Clarkston Credit Union Chief Charged With Embezzling Millions

Clarkston Judge Joe Fabrizio
Earlier this month, everyone took note of the Powerball lottery, especially when the prize eclipsed a billion dollars. Easy money if you are the lucky winner.
With all that going on, the latest case to catch our eye here at the Law Blogger is the local story of Michael LaJoice, a former CFO for the Clarkston-Brandon Credit Union and owner of the Chasse Ballroom. Rather than wait for a winning lottery ticket that may never come, Lajoice allegedly devised a plan to siphon huge amounts of cash from the credit union just up the road from our law firm.

In early January, Mr. LaJoice turned himself in to the Oakland County Sheriff's Department after an audit revealed inconsistencies in his accounting. Current criminal charges pending in Oakland County allege 14 felony counts that LaJoice embezzled over $100,000, which is a statutory threshold; the actual number could be well-over $30 million.

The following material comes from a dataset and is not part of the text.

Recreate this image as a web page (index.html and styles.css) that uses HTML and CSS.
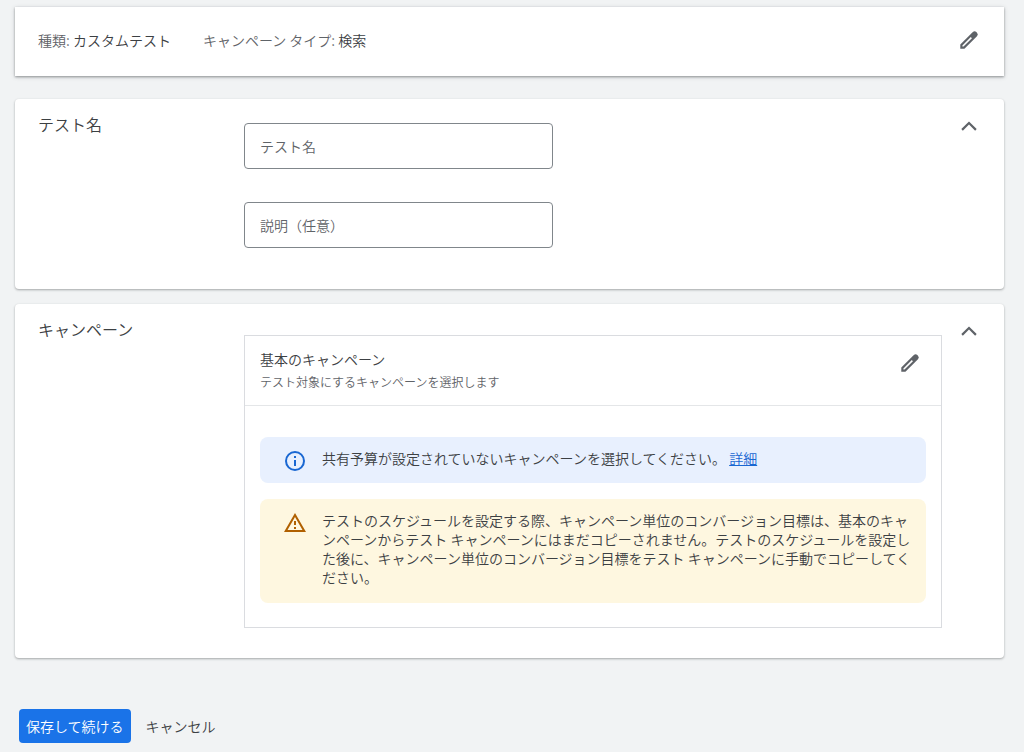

The case began right next door to our law office in Clarkston's 52-2nd District Court; Judge Joseph Fabrizio is presiding over the preliminary proceedings.

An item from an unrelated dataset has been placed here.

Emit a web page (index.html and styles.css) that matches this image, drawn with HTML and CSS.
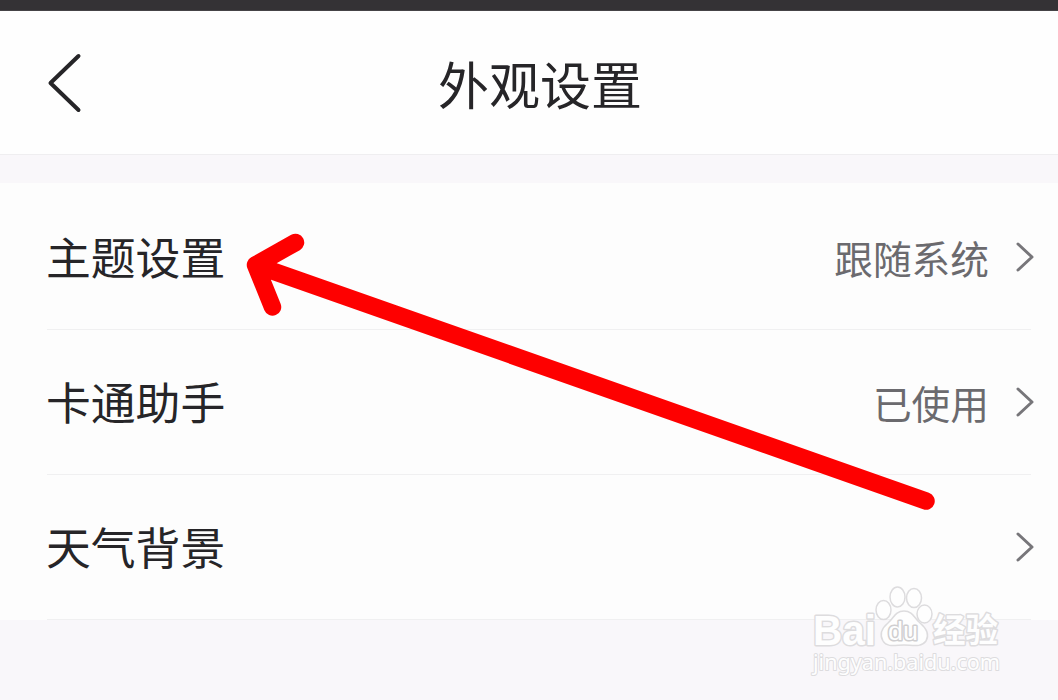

LaJoice is well-known in our neighborhood for his ownership and operation of the Chasse Ballroom and Latin Dance in Fenton, as well as LaJoice Properties, LLC. LaJoice purchased a lot for $1.2 million in downtown Fenton last June. Development of a new state-of-the-art dance studio on this lot was slated to begin in February, but we aren't holding our breath.

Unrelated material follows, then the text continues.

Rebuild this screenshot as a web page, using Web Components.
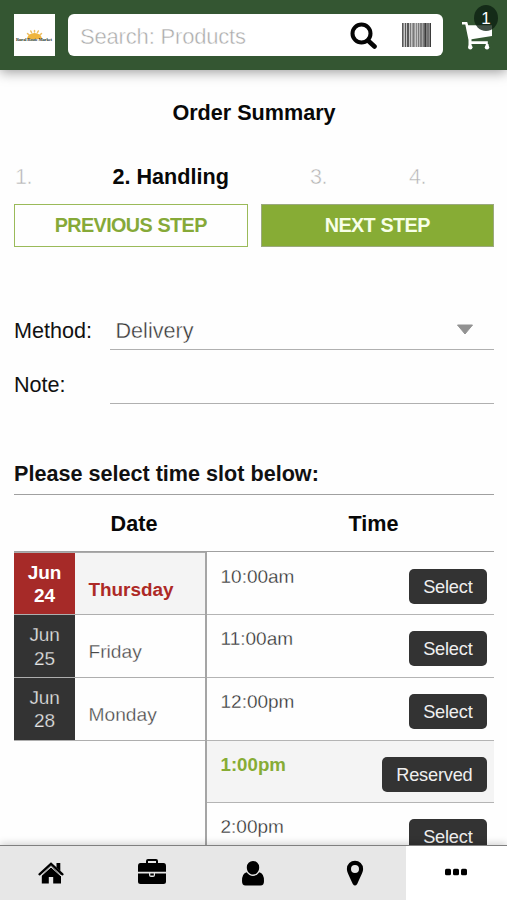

The popular Chasse Ballroom is now closed for business, with a sign on the door apologizing for the inconvenience. There is no word yet as to when LaJoice's business will reopen and the ubiquitous Chasse Ballroom billboards, TV commercials, and radio spots have all but disappeared.
Defending embezzlement cases requires a skilled attorney experienced in handling the volume of evidence generated by electronically transferring funds from multiple accounts. LaJoice is represented by our friend, Michael Manley, a prominent Genesee County defense attorney.
Manley has requested a competency exam for his client on the basis of LaJoice's emotional state combined with the magnitude of the alleged amount embezzled. If Manley convinces Clarkston Judge Joe Fabrizio that his client may be incompetent to stand trial, the court will order a forensic examination to aid in making a determination of LaJoice's mental competency.
Competency and sanity are two different things in the Michigan criminal justice system. The competency examination would determine whether LaJoice has a rational and factual understanding of the proceedings against him and whether he is able to rationally consult with his lawyer to assist in his defense. He will also likely be evaluated for criminal responsibility.
If the exam leads Judge Fabrizio to conclude that LaJoice is incompetent to stand trial [not likely in our opinion], the court then must determine whether there is a substantial possibility that he will become competent within the next 15-months. If that possibility exists, the court will order that LaJoice get the treatment necessary to become competent to stand trial.
If Manley's motion is granted, expect a lengthy delay in the case while LaJoice undergoes a detailed psychological examination. The Center for Forensic Psychiatry is not known for moving quickly, nor should it, given the important role its evaluations play in our legal system.
The amount of money allegedly embezzled in this case is staggering. Usually, such illegal gains come to light eventually, as in this case. With hindsight, LaJoice would have been better-off purchasing Powerball tickets, but then, of course, he would not have been the toast of the town over the past decade.
We here at the Law Blogger can’t help but wonder whether he now thinks it was worth it. What a colossal mess!